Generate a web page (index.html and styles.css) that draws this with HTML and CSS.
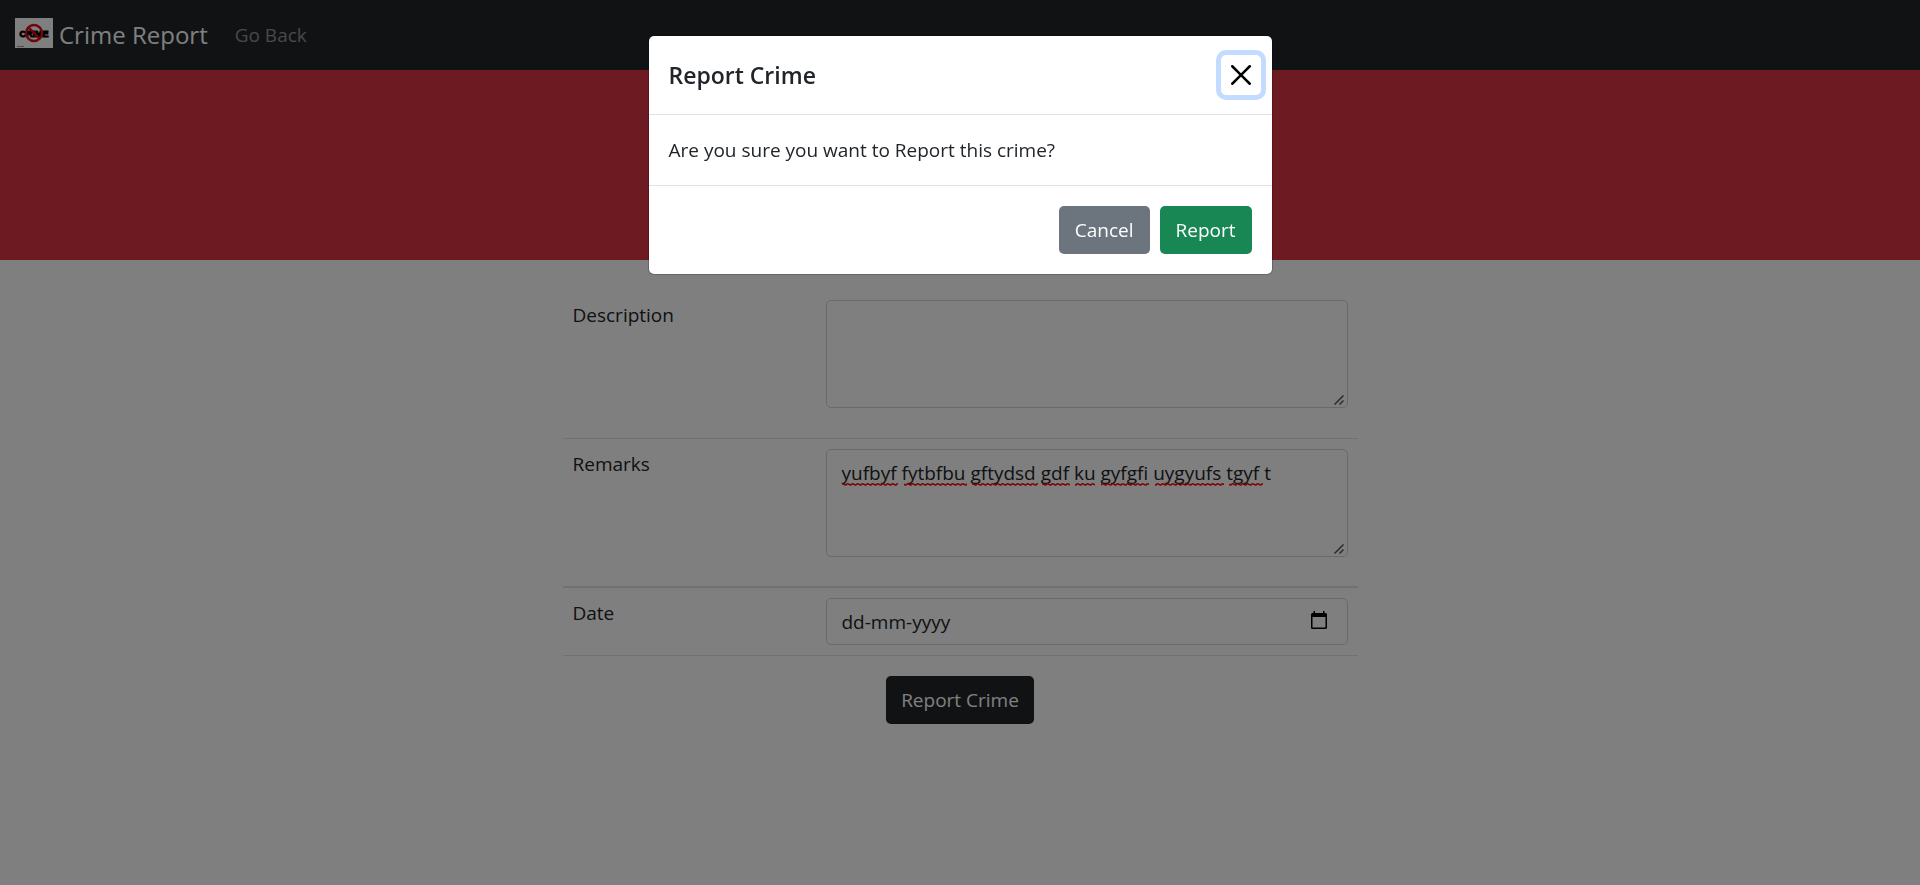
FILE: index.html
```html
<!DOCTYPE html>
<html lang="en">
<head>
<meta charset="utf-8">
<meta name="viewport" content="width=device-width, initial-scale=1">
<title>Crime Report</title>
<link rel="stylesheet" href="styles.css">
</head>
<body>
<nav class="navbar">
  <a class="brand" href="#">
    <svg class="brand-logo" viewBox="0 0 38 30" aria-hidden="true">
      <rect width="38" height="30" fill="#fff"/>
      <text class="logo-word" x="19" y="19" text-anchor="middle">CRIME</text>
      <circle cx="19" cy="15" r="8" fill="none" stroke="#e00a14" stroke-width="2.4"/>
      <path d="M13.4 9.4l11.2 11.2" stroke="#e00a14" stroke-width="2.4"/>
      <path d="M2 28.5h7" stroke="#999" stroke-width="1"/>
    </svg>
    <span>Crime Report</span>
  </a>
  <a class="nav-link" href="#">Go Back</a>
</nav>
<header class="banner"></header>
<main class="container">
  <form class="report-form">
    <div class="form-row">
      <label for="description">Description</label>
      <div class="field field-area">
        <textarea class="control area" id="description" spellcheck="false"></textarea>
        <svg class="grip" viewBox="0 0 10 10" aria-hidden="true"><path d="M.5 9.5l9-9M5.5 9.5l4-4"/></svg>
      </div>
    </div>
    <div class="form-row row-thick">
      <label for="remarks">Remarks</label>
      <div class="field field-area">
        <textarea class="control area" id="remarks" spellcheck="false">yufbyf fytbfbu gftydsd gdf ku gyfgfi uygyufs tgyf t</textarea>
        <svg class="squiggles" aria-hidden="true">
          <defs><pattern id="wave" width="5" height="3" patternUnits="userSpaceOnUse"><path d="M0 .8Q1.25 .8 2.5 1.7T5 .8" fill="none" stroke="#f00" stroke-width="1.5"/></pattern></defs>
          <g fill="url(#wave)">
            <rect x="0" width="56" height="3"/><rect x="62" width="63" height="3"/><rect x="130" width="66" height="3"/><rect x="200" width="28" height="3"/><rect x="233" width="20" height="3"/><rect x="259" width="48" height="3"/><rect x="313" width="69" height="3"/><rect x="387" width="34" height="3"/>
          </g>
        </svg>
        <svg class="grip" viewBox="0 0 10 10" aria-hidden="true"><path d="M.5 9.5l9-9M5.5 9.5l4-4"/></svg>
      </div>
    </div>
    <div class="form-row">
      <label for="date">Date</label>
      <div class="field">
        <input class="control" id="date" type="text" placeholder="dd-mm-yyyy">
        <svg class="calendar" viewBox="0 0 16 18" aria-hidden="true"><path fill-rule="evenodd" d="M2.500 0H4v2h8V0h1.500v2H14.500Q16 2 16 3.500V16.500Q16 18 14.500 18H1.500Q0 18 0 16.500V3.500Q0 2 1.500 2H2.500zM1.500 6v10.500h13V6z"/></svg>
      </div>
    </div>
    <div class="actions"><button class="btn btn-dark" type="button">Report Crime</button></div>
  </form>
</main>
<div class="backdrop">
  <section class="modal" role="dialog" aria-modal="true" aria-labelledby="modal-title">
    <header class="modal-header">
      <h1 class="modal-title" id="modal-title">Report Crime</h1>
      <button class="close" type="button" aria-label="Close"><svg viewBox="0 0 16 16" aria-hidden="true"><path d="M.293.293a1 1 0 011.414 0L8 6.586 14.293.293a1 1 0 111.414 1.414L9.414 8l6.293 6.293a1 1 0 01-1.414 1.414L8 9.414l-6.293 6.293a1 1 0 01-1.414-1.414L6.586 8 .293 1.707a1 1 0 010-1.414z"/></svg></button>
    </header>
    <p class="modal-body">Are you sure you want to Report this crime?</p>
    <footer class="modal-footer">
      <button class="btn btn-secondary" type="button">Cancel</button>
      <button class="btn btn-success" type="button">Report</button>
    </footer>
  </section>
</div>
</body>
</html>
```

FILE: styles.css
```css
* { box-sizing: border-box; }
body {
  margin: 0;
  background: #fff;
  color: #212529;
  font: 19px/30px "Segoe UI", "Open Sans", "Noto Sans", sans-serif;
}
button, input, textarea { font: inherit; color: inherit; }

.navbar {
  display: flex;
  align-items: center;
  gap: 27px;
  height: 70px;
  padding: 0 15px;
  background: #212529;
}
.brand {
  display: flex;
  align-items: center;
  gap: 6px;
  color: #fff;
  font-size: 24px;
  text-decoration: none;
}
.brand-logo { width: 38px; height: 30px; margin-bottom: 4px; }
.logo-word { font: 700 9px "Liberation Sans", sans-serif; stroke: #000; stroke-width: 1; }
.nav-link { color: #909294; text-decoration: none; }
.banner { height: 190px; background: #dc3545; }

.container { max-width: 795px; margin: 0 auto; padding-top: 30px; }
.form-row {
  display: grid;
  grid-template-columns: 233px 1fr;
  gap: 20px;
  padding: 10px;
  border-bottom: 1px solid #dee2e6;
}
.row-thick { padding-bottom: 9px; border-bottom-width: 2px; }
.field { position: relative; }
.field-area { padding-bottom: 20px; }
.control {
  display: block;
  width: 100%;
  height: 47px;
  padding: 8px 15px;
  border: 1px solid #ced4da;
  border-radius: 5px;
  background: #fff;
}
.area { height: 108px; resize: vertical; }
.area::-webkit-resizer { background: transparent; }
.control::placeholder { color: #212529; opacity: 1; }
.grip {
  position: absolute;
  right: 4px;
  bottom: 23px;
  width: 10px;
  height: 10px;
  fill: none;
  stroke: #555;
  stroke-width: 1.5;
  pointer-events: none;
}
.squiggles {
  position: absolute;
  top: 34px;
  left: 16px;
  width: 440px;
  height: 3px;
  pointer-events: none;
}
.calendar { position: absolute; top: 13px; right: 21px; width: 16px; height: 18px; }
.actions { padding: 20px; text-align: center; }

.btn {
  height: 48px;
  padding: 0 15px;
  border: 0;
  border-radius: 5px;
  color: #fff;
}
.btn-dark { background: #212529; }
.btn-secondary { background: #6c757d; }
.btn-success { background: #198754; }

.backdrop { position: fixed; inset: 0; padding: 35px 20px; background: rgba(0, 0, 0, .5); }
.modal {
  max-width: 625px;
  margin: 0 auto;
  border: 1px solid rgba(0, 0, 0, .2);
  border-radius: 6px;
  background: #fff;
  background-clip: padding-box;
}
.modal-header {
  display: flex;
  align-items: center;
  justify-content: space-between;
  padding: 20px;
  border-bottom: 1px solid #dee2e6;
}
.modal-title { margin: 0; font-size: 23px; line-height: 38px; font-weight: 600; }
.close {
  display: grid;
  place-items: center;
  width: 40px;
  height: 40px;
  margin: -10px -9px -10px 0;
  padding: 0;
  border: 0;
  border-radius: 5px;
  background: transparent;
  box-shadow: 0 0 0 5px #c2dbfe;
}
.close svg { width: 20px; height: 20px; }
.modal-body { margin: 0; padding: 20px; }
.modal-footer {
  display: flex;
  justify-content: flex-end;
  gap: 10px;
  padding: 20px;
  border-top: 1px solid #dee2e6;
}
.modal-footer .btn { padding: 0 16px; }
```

■ ■ ■ ■ ■

**SET TASK**
Set down all the data again exactly as above, pictures excluded.

**THE SOLUTION**
Generate a web page (index.html and styles.css) that draws this with HTML and CSS.
FILE: index.html
```html
<!DOCTYPE html>
<html lang="en">
<head>
<meta charset="utf-8">
<meta name="viewport" content="width=device-width, initial-scale=1">
<title>Crime Report</title>
<link rel="stylesheet" href="styles.css">
</head>
<body>
<nav class="navbar">
  <a class="brand" href="#">
    <svg class="brand-logo" viewBox="0 0 38 30" aria-hidden="true">
      <rect width="38" height="30" fill="#fff"/>
      <text class="logo-word" x="19" y="19" text-anchor="middle">CRIME</text>
      <circle cx="19" cy="15" r="8" fill="none" stroke="#e00a14" stroke-width="2.4"/>
      <path d="M13.4 9.4l11.2 11.2" stroke="#e00a14" stroke-width="2.4"/>
      <path d="M2 28.5h7" stroke="#999" stroke-width="1"/>
    </svg>
    <span>Crime Report</span>
  </a>
  <a class="nav-link" href="#">Go Back</a>
</nav>
<header class="banner"></header>
<main class="container">
  <form class="report-form">
    <div class="form-row">
      <label for="description">Description</label>
      <div class="field field-area">
        <textarea class="control area" id="description" spellcheck="false"></textarea>
        <svg class="grip" viewBox="0 0 10 10" aria-hidden="true"><path d="M.5 9.5l9-9M5.5 9.5l4-4"/></svg>
      </div>
    </div>
    <div class="form-row row-thick">
      <label for="remarks">Remarks</label>
      <div class="field field-area">
        <textarea class="control area" id="remarks" spellcheck="false">yufbyf fytbfbu gftydsd gdf ku gyfgfi uygyufs tgyf t</textarea>
        <svg class="squiggles" aria-hidden="true">
          <defs><pattern id="wave" width="5" height="3" patternUnits="userSpaceOnUse"><path d="M0 .8Q1.25 .8 2.5 1.7T5 .8" fill="none" stroke="#f00" stroke-width="1.5"/></pattern></defs>
          <g fill="url(#wave)">
            <rect x="0" width="56" height="3"/><rect x="62" width="63" height="3"/><rect x="130" width="66" height="3"/><rect x="200" width="28" height="3"/><rect x="233" width="20" height="3"/><rect x="259" width="48" height="3"/><rect x="313" width="69" height="3"/><rect x="387" width="34" height="3"/>
          </g>
        </svg>
        <svg class="grip" viewBox="0 0 10 10" aria-hidden="true"><path d="M.5 9.5l9-9M5.5 9.5l4-4"/></svg>
      </div>
    </div>
    <div class="form-row">
      <label for="date">Date</label>
      <div class="field">
        <input class="control" id="date" type="text" placeholder="dd-mm-yyyy">
        <svg class="calendar" viewBox="0 0 16 18" aria-hidden="true"><path fill-rule="evenodd" d="M2.500 0H4v2h8V0h1.500v2H14.500Q16 2 16 3.500V16.500Q16 18 14.500 18H1.500Q0 18 0 16.500V3.500Q0 2 1.500 2H2.500zM1.500 6v10.500h13V6z"/></svg>
      </div>
    </div>
    <div class="actions"><button class="btn btn-dark" type="button">Report Crime</button></div>
  </form>
</main>
<div class="backdrop">
  <section class="modal" role="dialog" aria-modal="true" aria-labelledby="modal-title">
    <header class="modal-header">
      <h1 class="modal-title" id="modal-title">Report Crime</h1>
      <button class="close" type="button" aria-label="Close"><svg viewBox="0 0 16 16" aria-hidden="true"><path d="M.293.293a1 1 0 011.414 0L8 6.586 14.293.293a1 1 0 111.414 1.414L9.414 8l6.293 6.293a1 1 0 01-1.414 1.414L8 9.414l-6.293 6.293a1 1 0 01-1.414-1.414L6.586 8 .293 1.707a1 1 0 010-1.414z"/></svg></button>
    </header>
    <p class="modal-body">Are you sure you want to Report this crime?</p>
    <footer class="modal-footer">
      <button class="btn btn-secondary" type="button">Cancel</button>
      <button class="btn btn-success" type="button">Report</button>
    </footer>
  </section>
</div>
</body>
</html>
```

FILE: styles.css
```css
* { box-sizing: border-box; }
body {
  margin: 0;
  background: #fff;
  color: #212529;
  font: 19px/30px "Segoe UI", "Open Sans", "Noto Sans", sans-serif;
}
button, input, textarea { font: inherit; color: inherit; }

.navbar {
  display: flex;
  align-items: center;
  gap: 27px;
  height: 70px;
  padding: 0 15px;
  background: #212529;
}
.brand {
  display: flex;
  align-items: center;
  gap: 6px;
  color: #fff;
  font-size: 24px;
  text-decoration: none;
}
.brand-logo { width: 38px; height: 30px; margin-bottom: 4px; }
.logo-word { font: 700 9px "Liberation Sans", sans-serif; stroke: #000; stroke-width: 1; }
.nav-link { color: #909294; text-decoration: none; }
.banner { height: 190px; background: #dc3545; }

.container { max-width: 795px; margin: 0 auto; padding-top: 30px; }
.form-row {
  display: grid;
  grid-template-columns: 233px 1fr;
  gap: 20px;
  padding: 10px;
  border-bottom: 1px solid #dee2e6;
}
.row-thick { padding-bottom: 9px; border-bottom-width: 2px; }
.field { position: relative; }
.field-area { padding-bottom: 20px; }
.control {
  display: block;
  width: 100%;
  height: 47px;
  padding: 8px 15px;
  border: 1px solid #ced4da;
  border-radius: 5px;
  background: #fff;
}
.area { height: 108px; resize: vertical; }
.area::-webkit-resizer { background: transparent; }
.control::placeholder { color: #212529; opacity: 1; }
.grip {
  position: absolute;
  right: 4px;
  bottom: 23px;
  width: 10px;
  height: 10px;
  fill: none;
  stroke: #555;
  stroke-width: 1.5;
  pointer-events: none;
}
.squiggles {
  position: absolute;
  top: 34px;
  left: 16px;
  width: 440px;
  height: 3px;
  pointer-events: none;
}
.calendar { position: absolute; top: 13px; right: 21px; width: 16px; height: 18px; }
.actions { padding: 20px; text-align: center; }

.btn {
  height: 48px;
  padding: 0 15px;
  border: 0;
  border-radius: 5px;
  color: #fff;
}
.btn-dark { background: #212529; }
.btn-secondary { background: #6c757d; }
.btn-success { background: #198754; }

.backdrop { position: fixed; inset: 0; padding: 35px 20px; background: rgba(0, 0, 0, .5); }
.modal {
  max-width: 625px;
  margin: 0 auto;
  border: 1px solid rgba(0, 0, 0, .2);
  border-radius: 6px;
  background: #fff;
  background-clip: padding-box;
}
.modal-header {
  display: flex;
  align-items: center;
  justify-content: space-between;
  padding: 20px;
  border-bottom: 1px solid #dee2e6;
}
.modal-title { margin: 0; font-size: 23px; line-height: 38px; font-weight: 600; }
.close {
  display: grid;
  place-items: center;
  width: 40px;
  height: 40px;
  margin: -10px -9px -10px 0;
  padding: 0;
  border: 0;
  border-radius: 5px;
  background: transparent;
  box-shadow: 0 0 0 5px #c2dbfe;
}
.close svg { width: 20px; height: 20px; }
.modal-body { margin: 0; padding: 20px; }
.modal-footer {
  display: flex;
  justify-content: flex-end;
  gap: 10px;
  padding: 20px;
  border-top: 1px solid #dee2e6;
}
.modal-footer .btn { padding: 0 16px; }
```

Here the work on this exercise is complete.